In a unique approach to the Prayers of the Faithful, those congregants who participated in Year of Renewal programs or who performed either prominent or behind-the-scene roles in the liturgy were asked to stand by their respective groups. The liturgical helpers, who included priests, deacons, sacristans, altar servers, extraordinary ministers of holy Communion, readers, ushers, greeters, music ministry members and church environment ministers, were asked to continue to be “the leaven” that brought others into full, active and conscious participation in the Mass.

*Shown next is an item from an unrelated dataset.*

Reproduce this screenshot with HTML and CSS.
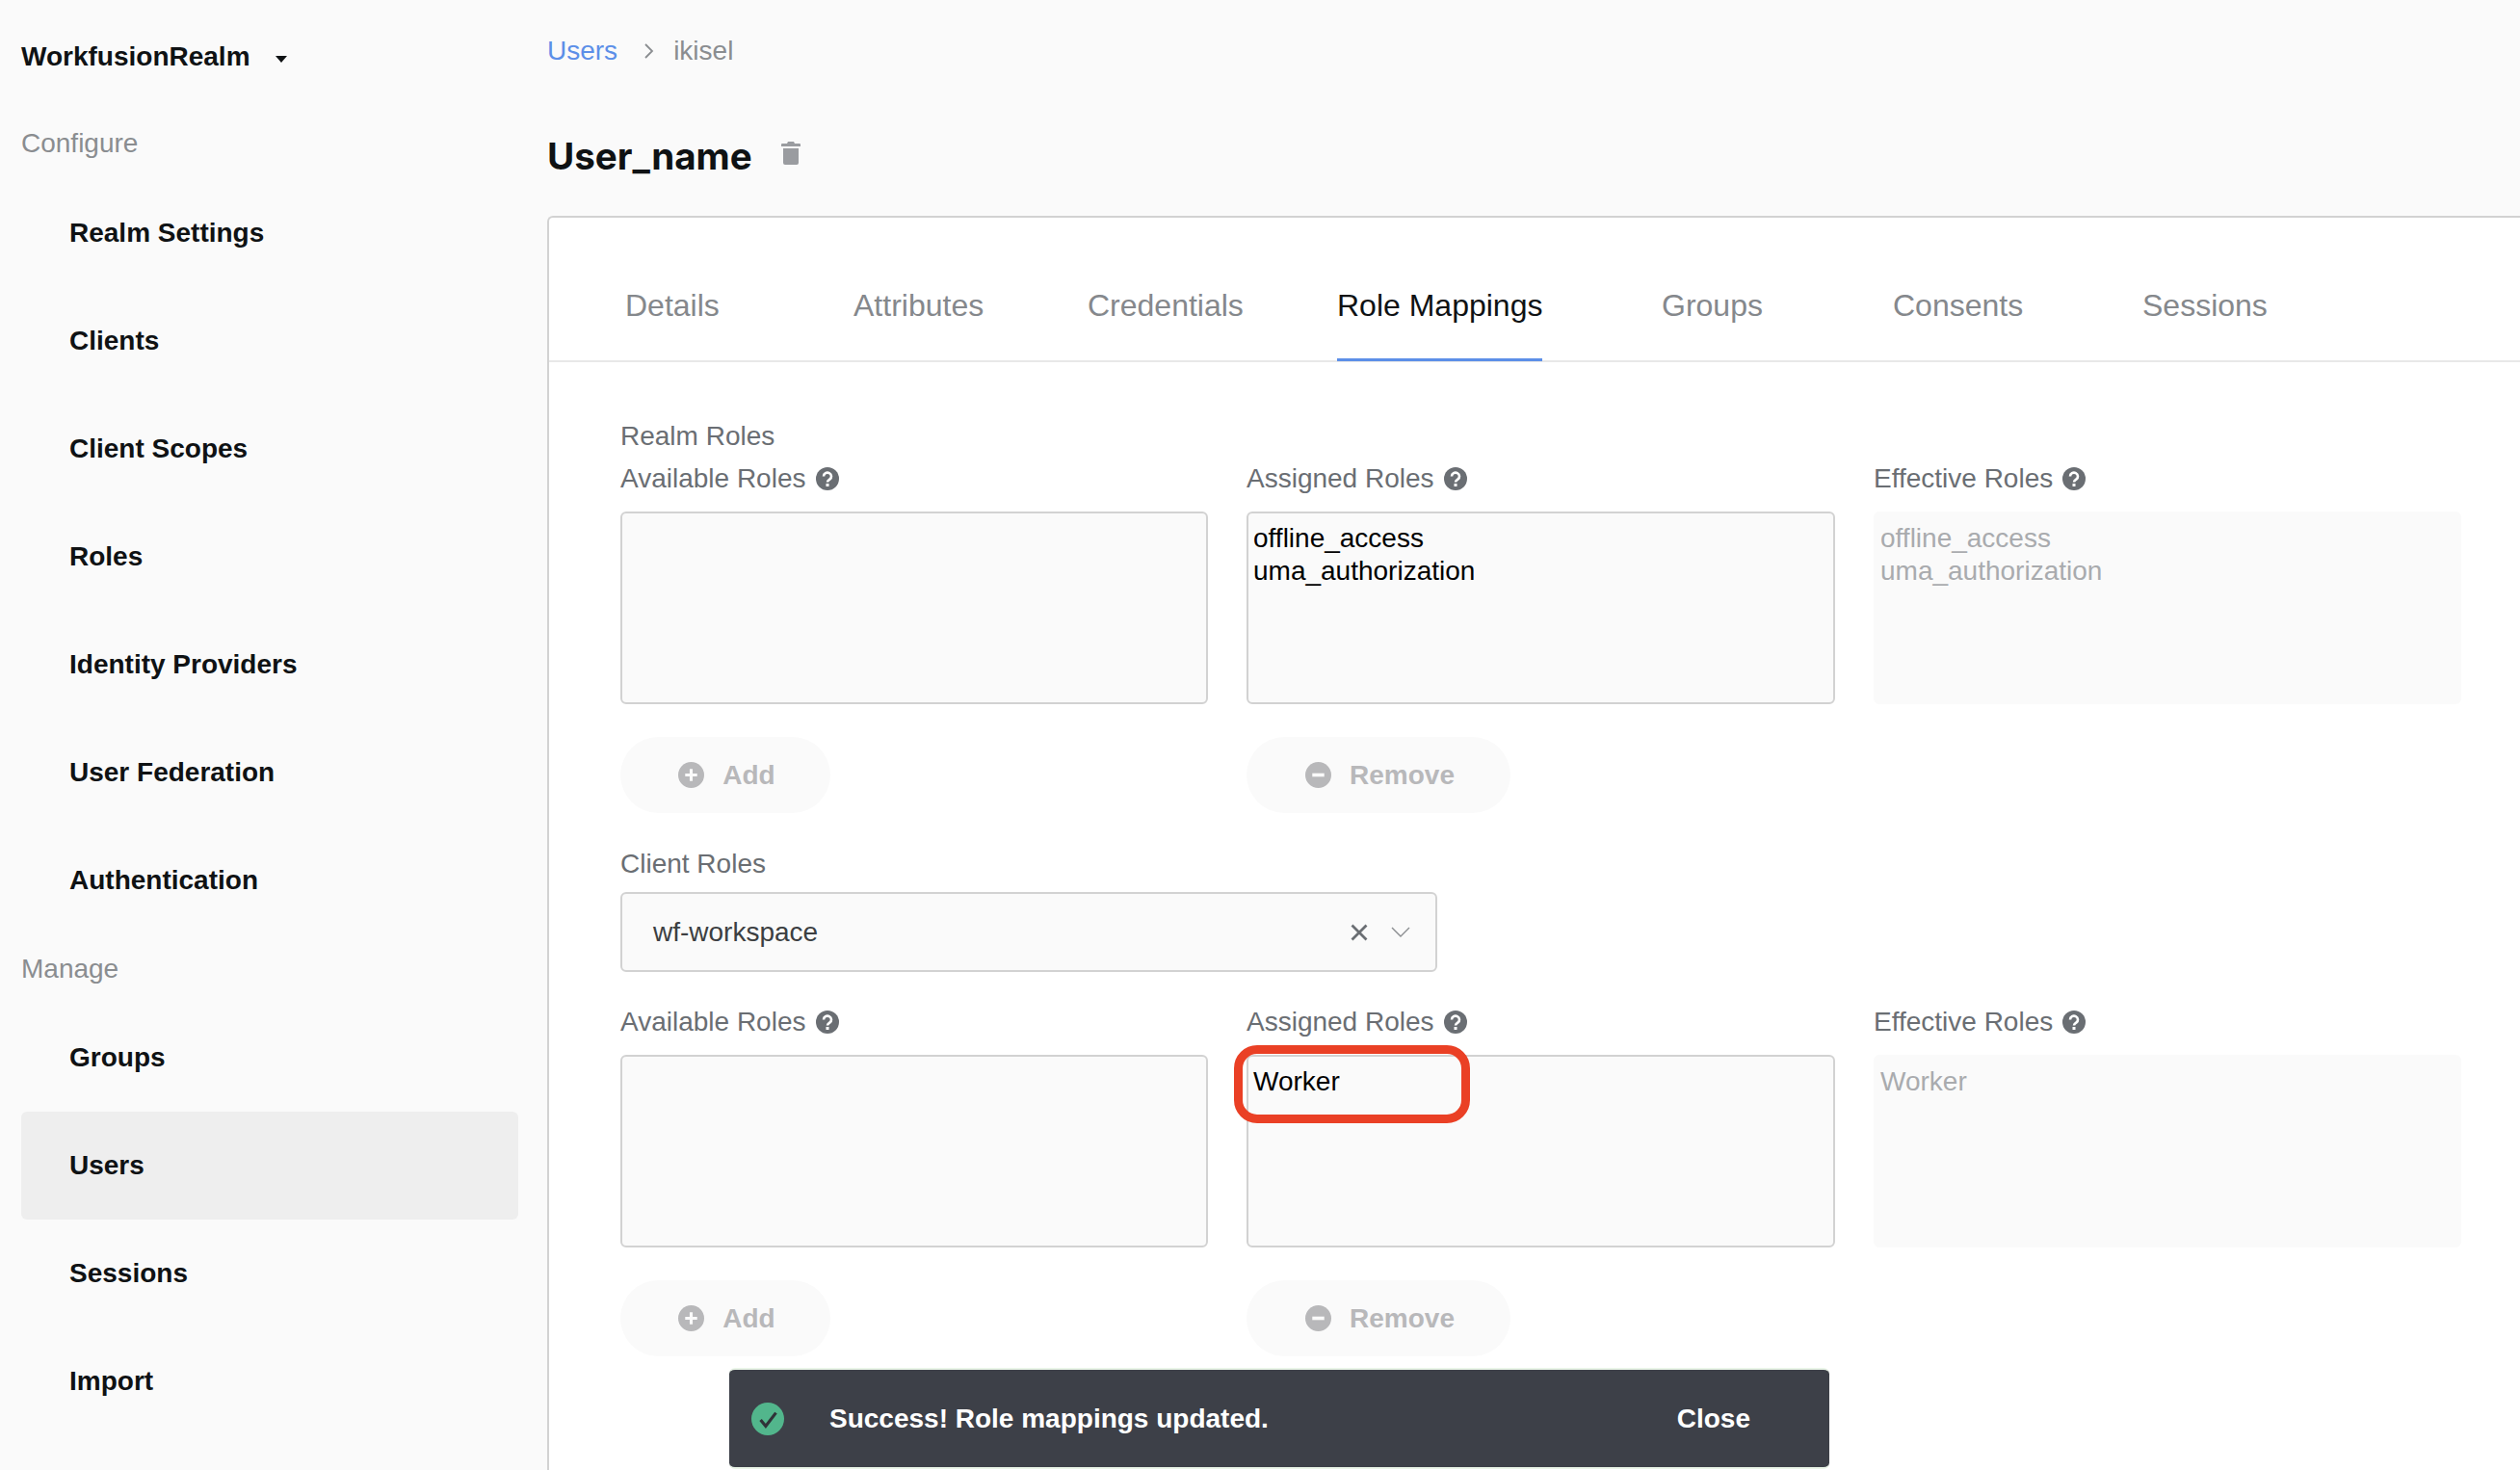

“It is all those people coming together in their own unique ministry that provides for us the beauty of our celebration (of Mass) and that invites us more deeply into hearing God’s Word and into receiving Eucharist,” Archbishop Aymond said, noting that even when a reader flubs his words or the homily is subpar, “God is still present” at Mass.
Anticipating the archdiocese’s new year of observance – “The Year of Family and Faith” – Archbishop Aymond asked individuals and parishes for their assistance in three areas.
First, he asked liturgical ministers to help their fellow Catholics to embrace the mystery of real presence, a tenet of faith that only half of recently surveyed Catholics understand and accept.
Secondly, he asked Catholics to brainstorm ways schools and parishes could reinforce the idea of the Eucharist as a “family celebration,” and not just a personal encounter with the Lord.
Finally, Archbishop Aymond reminded those gathered to note changes in the priest’s words of dismissal wrought by the revision of the Roman Missal: Instead of saying “Go in peace to love and serve the Lord,” the priest now exhorts his flock to “Go and announce the Gospel of the Lord,” or to “Go in peace, glorifying God by your life.”
“That’s being sent forth – go and glorify God by the way you live,” Archbishop Aymond said. “I think that those new translations give us a real signal that at the end of every Eucharist, we don’t just depart; we don’t just leave; we are sent.”